The formal beginning was a project with a bureaucratic name: the Golden Shield Project, approved by the Ministry of Public Security and launched around 1998, with a trial phase running into the early 2000s. Golden Shield was broader than web censorship — it was a national programme to computerise and network the police, tying together identity records, surveillance and communications monitoring. The part of it that came to be called the Great Firewall, a nickname coined by a Western journalist around 1997, was the outward-facing filter: the machinery that sits at the handful of chokepoints where China’s internet connects to the rest of the world and inspects the traffic passing through.

How it works is not secret, because researchers have probed it from the outside for twenty years. It filters at several layers. It poisons the Domain Name System, so that a request for a blocked site returns a false or dead answer. It blocks specific IP addresses outright. It performs “deep packet inspection,” reading the content of traffic for forbidden keywords and, when it finds them, injecting reset packets that tear the connection down — which is why a page can begin to load and then die mid-sentence. More recently it learned to detect and throttle the very tools built to evade it, fingerprinting the encrypted signatures of virtual private networks and circumvention software and choking them. The list of what it blocks is long and familiar: Google, Facebook, Twitter, YouTube, Wikipedia at times, foreign news outlets, and any page touching the subjects the state treats as radioactive — the events of June 1989 in Tiananmen Square chief among them.

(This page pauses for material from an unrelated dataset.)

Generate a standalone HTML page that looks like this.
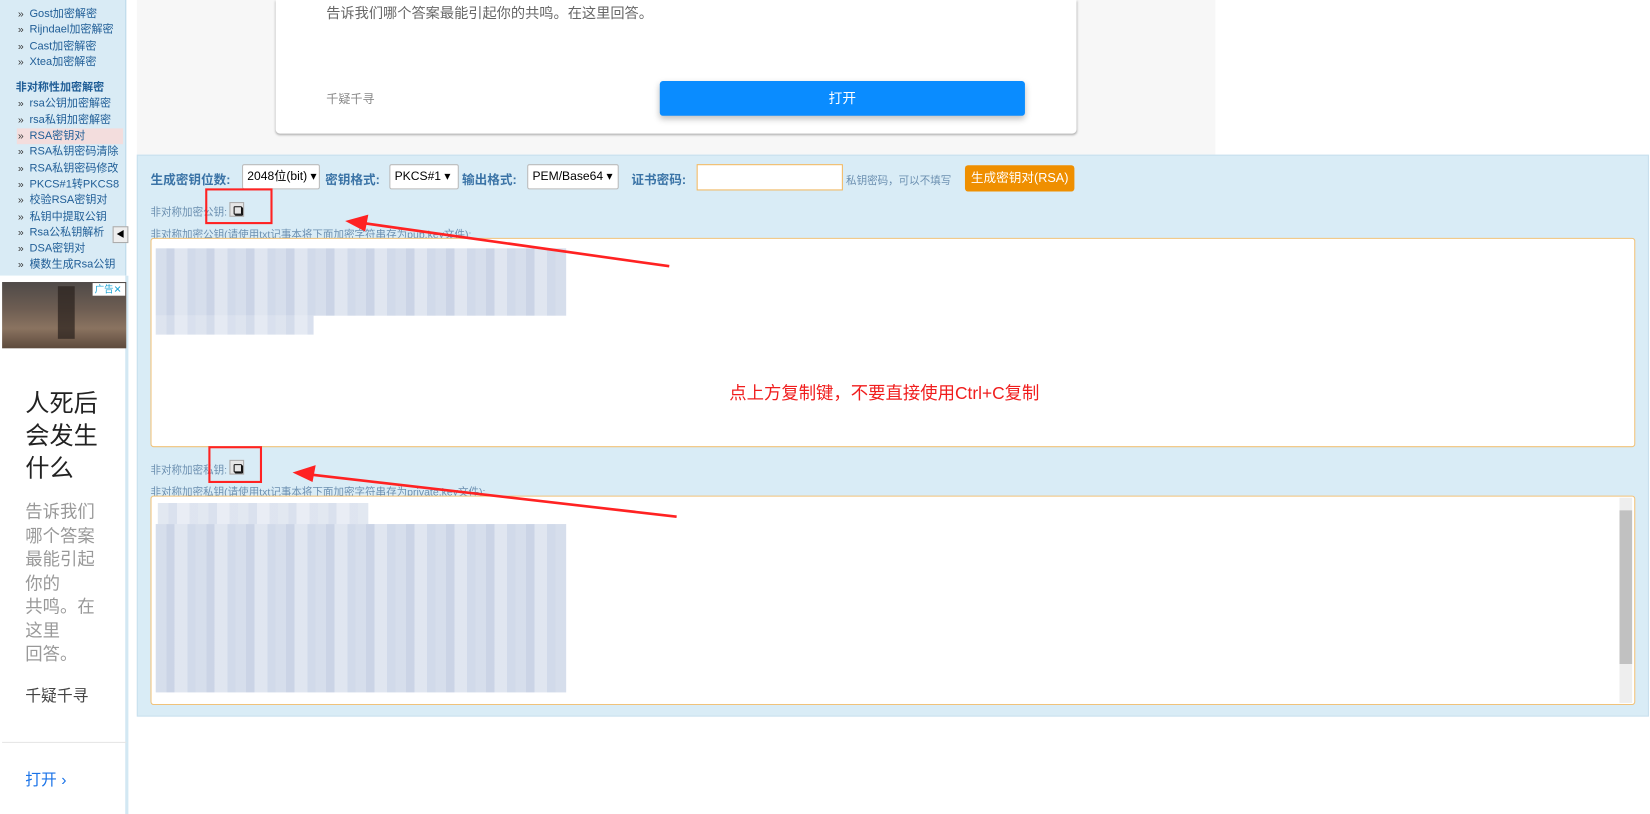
<!DOCTYPE html>
<html><head><meta charset="utf-8"><style>
*{margin:0;padding:0;box-sizing:border-box}
body{width:1650px;height:774px;background:#fff;position:relative;overflow:hidden;font-family:"Liberation Sans","Noto Sans CJK SC",sans-serif}
#wrap{position:absolute;left:0;top:0;width:1568px;height:736px;transform:scale(1.0523);transform-origin:0 0}
.a{position:absolute}
#side{left:0;top:0;width:120px;height:262px;background:#d9ebf5;border-right:1px solid #bcd9ea;padding-top:6px}
#side div{font-size:10.5px;color:#1f5d96;height:15.3px;line-height:15px;padding-left:28px;position:relative;white-space:nowrap}
#side div:before{content:"»";position:absolute;left:17px;color:#333;font-size:10px}
#side .h{font-weight:bold;color:#1f5d96;padding-left:15px;margin-top:9px;margin-bottom:0}
#side .h:before{content:""}
#side .sel{background:#f3dddd;margin-left:16px;padding-left:12px;margin-right:2px}
#side .sel:before{left:1px}
.lab{font-size:10px;color:#6b8fb0}
.bl{font-size:12px;font-weight:bold;color:#3a73a6}
.sel2{position:absolute;background:#fff;border:1px solid #bbb;border-radius:2px;font-size:11.5px;color:#000;height:24px;line-height:22px;padding-left:4px}
.ta{position:absolute;background:#fff;border:1px solid #f0c27a;border-radius:3px}
.blur{position:absolute;background:repeating-linear-gradient(90deg,#cfd8e8 0 10px,#c2cde2 10px 18px,#dae1ee 18px 30px,#c9d3e6 30px 38px)}
.cp{position:absolute;width:14px;height:14px;border:1px solid #aaa;background:#e6e6e6}
.cp:after{content:"";position:absolute;left:3px;top:3px;width:6px;height:6px;border:1.5px solid #111;border-radius:1px;box-shadow:1px 1px 0 #111}
.rb{position:absolute;border:2px solid #f22}
</style></head><body><div id="wrap">
<div class="a" id="side">
<div>Gost加密解密</div><div>Rijndael加密解密</div><div>Cast加密解密</div><div>Xtea加密解密</div>
<div class="h">非对称性加密解密</div>
<div>rsa公钥加密解密</div><div>rsa私钥加密解密</div><div class="sel">RSA密钥对</div><div>RSA私钥密码清除</div><div>RSA私钥密码修改</div><div>PKCS#1转PKCS8</div><div>校验RSA密钥对</div><div>私钥中提取公钥</div><div>Rsa公私钥解析</div><div>DSA密钥对</div><div>模数生成Rsa公钥</div>
</div>
<div class="a" style="left:107px;top:215px;width:15px;height:16px;background:#eee;border:1px solid #aaa;font-size:8px;text-align:center;line-height:14px">◀</div>
<div class="a" style="left:0;top:262px;width:122px;height:512px;background:#fff;border-right:3px solid #d3e8f3"></div>
<div class="a" style="left:2px;top:268px;width:118px;height:63px;background:linear-gradient(180deg,#4f4a48 0%,#6d5d52 40%,#8a7360 70%,#5d4a3c 100%)"></div>
<div class="a" style="left:55px;top:272px;width:16px;height:50px;background:#2a211c;opacity:.7"></div>
<div class="a" style="left:88px;top:269px;width:31px;height:12px;background:#fff;font-size:9px;color:#1aa3d4;line-height:12px;padding-left:2px">广告✕</div>
<div class="a" style="left:24px;top:366px;font-size:23px;line-height:31px;color:#222;width:80px;font-family:'Noto Sans CJK SC',sans-serif">人死后<br>会发生<br>什么</div>
<div class="a" style="left:24px;top:474px;font-size:16.5px;line-height:22.5px;color:#999;width:80px;font-family:'Noto Sans CJK SC',sans-serif">告诉我们<br>哪个答案<br>最能引起<br>你的<br>共鸣。在<br>这里<br>回答。</div>
<div class="a" style="left:24px;top:650px;font-size:15px;color:#444;font-family:'Noto Sans CJK SC',sans-serif">千疑千寻</div>
<div class="a" style="left:2px;top:705px;width:118px;border-top:1px solid #e5e5e5"></div>
<div class="a" style="left:24px;top:730px;font-size:15px;color:#1a73e8">打开 ›</div>

<div class="a" style="left:130px;top:0;width:1025px;height:147px;background:#f7f7f7"></div>
<div class="a" style="left:262px;top:0;width:761px;height:127px;background:#fff;border-radius:0 0 4px 4px;box-shadow:0 1px 2px #aaa"></div>
<div class="a" style="left:310px;top:1px;font-size:13.5px;color:#666;font-family:'Noto Sans CJK SC',sans-serif">告诉我们哪个答案最能引起你的共鸣。在这里回答。</div>
<div class="a" style="left:310px;top:86px;font-size:11.5px;color:#888;font-family:'Noto Sans CJK SC',sans-serif">千疑千寻</div>
<div class="a" style="left:627px;top:77px;width:347px;height:33px;background:#0a8cff;border-radius:3px;box-shadow:0 3px 6px rgba(0,0,0,.25);color:#fff;text-align:center;line-height:33px;font-size:13px">打开</div>

<div class="a" style="left:130px;top:147px;width:1437px;height:534px;background:#d9ecf6;border:1px solid #c8e0ee"></div>
<div class="a bl" style="left:143px;top:162px">生成密钥位数:</div>
<div class="sel2" style="left:230px;top:156px;width:74px">2048位(bit) ▾</div>
<div class="a bl" style="left:309px;top:162px">密钥格式:</div>
<div class="sel2" style="left:370px;top:156px;width:66px">PKCS#1 ▾</div>
<div class="a bl" style="left:439px;top:162px">输出格式:</div>
<div class="sel2" style="left:501px;top:156px;width:87px">PEM/Base64 ▾</div>
<div class="a bl" style="left:600px;top:162px">证书密码:</div>
<div class="a" style="left:662px;top:156px;width:139px;height:25px;background:#fff;border:1px solid #f0b760"></div>
<div class="a lab" style="left:804px;top:163px">私钥密码，可以不填写</div>
<div class="a" style="left:917px;top:157px;width:104px;height:25px;background:#ef8f00;border-radius:3px;color:#fff;font-size:12px;line-height:25px;text-align:center">生成密钥对(RSA)</div>

<div class="a lab" style="left:143px;top:193px">非对称加密公钥:</div>
<div class="cp" style="left:218px;top:192px"></div>
<div class="a lab" style="left:143px;top:214px">非对称加密公钥(请使用txt记事本将下面加密字符串存为pub.key文件):</div>
<div class="ta" style="left:143px;top:226px;width:1411px;height:199px"></div>
<div class="blur" style="left:148px;top:236px;width:390px;height:64px;opacity:.85"></div>
<div class="blur" style="left:148px;top:300px;width:150px;height:18px;opacity:.7"></div>
<div class="a" style="left:693px;top:360px;font-size:16.5px;color:#f01d1d">点上方复制键，不要直接使用Ctrl+C复制</div>

<div class="a lab" style="left:143px;top:438px">非对称加密私钥:</div>
<div class="cp" style="left:218px;top:437px"></div>
<div class="a lab" style="left:143px;top:459px">非对称加密私钥(请使用txt记事本将下面加密字符串存为private.key文件):</div>
<div class="ta" style="left:143px;top:471px;width:1411px;height:199px"></div>
<div class="blur" style="left:150px;top:478px;width:200px;height:20px;opacity:.6"></div>
<div class="blur" style="left:148px;top:498px;width:390px;height:160px;opacity:.85"></div>
<div class="a" style="left:1539px;top:473px;width:12px;height:195px;background:#eee"></div>
<div class="a" style="left:1539px;top:485px;width:12px;height:146px;background:#c1c1c1"></div>

<div class="rb" style="left:195px;top:179px;width:64px;height:34px"></div>
<div class="rb" style="left:198px;top:424px;width:51px;height:35px"></div>
<svg class="a" style="left:0;top:0" width="1568" height="736">
<line x1="636" y1="253" x2="345" y2="212" stroke="#f22" stroke-width="2.5"/>
<polygon points="328,210 350,204 347,220" fill="#f22"/>
<line x1="643" y1="491" x2="295" y2="451" stroke="#f22" stroke-width="2.5"/>
<polygon points="278,449 300,442 297,458" fill="#f22"/>
</svg>
</div></body></html>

The Western role in this is part of the record too, and it is not a comfortable part. In the early 2000s, as the infrastructure was being built out, American networking firms sold China much of the hardware on which it runs. Cisco Systems, in particular, faced years of litigation and congressional scrutiny over routing equipment and, according to internal documents surfaced in court, marketing materials that referenced the state’s goals of controlling dissent. The companies argued they sold general-purpose equipment; critics argued they had knowingly furnished the tools of a censorship state. Yahoo, separately, handed Chinese authorities account information that helped convict the journalist Shi Tao, who went to prison for a decade for forwarding a government directive to a foreign website. These are documented episodes, settled in courts and congressional hearings, and they establish something the rumours often miss: the wall was not purely a Chinese invention sealed off from the world. It was built, in part, with Western engineering and Western profit. The same firms that later sold surveillance capability across borders — the trade documented in the case of FinFisher and NSO Group — were operating one end of a market whose other end ran through Beijing. Repression, as an industry, has rarely respected national boundaries; it follows the contract.

The part that isn’t a wall at all

Here is where the popular picture starts to mislead, and the correction makes the system look more formidable once you understand it. The image of a “firewall” suggests a single perimeter — a border you either cross or don’t. The more revealing scholarship, much of it by the political scientist Gary King and colleagues at Harvard, showed that the heavier lifting happens deep inside the wall rather than at its edge.

King’s team, in studies published from 2013 onward, did something painstaking: they collected millions of social-media posts from Chinese platforms before the censors reached them, then watched which ones were deleted, and inferred the rules from the pattern. What they found upended the intuitive theory. The system was strikingly tolerant of criticism of the government and its leaders — you could complain about corruption, about officials, about policy, and often the post survived. What got deleted, fast and reliably, was anything with the potential to spark collective action: calls to gather, to protest, to organise, even in support of the government. The machine, in other words, was not primarily built to protect the leadership’s feelings. It was built to prevent people from coordinating in the street. That is a subtler and more sophisticated instrument than the “no criticism allowed” caricature, and it required an army of human censors — hundreds of thousands of them, employed by the platforms themselves under legal liability for what their users posted — working alongside the automated filter.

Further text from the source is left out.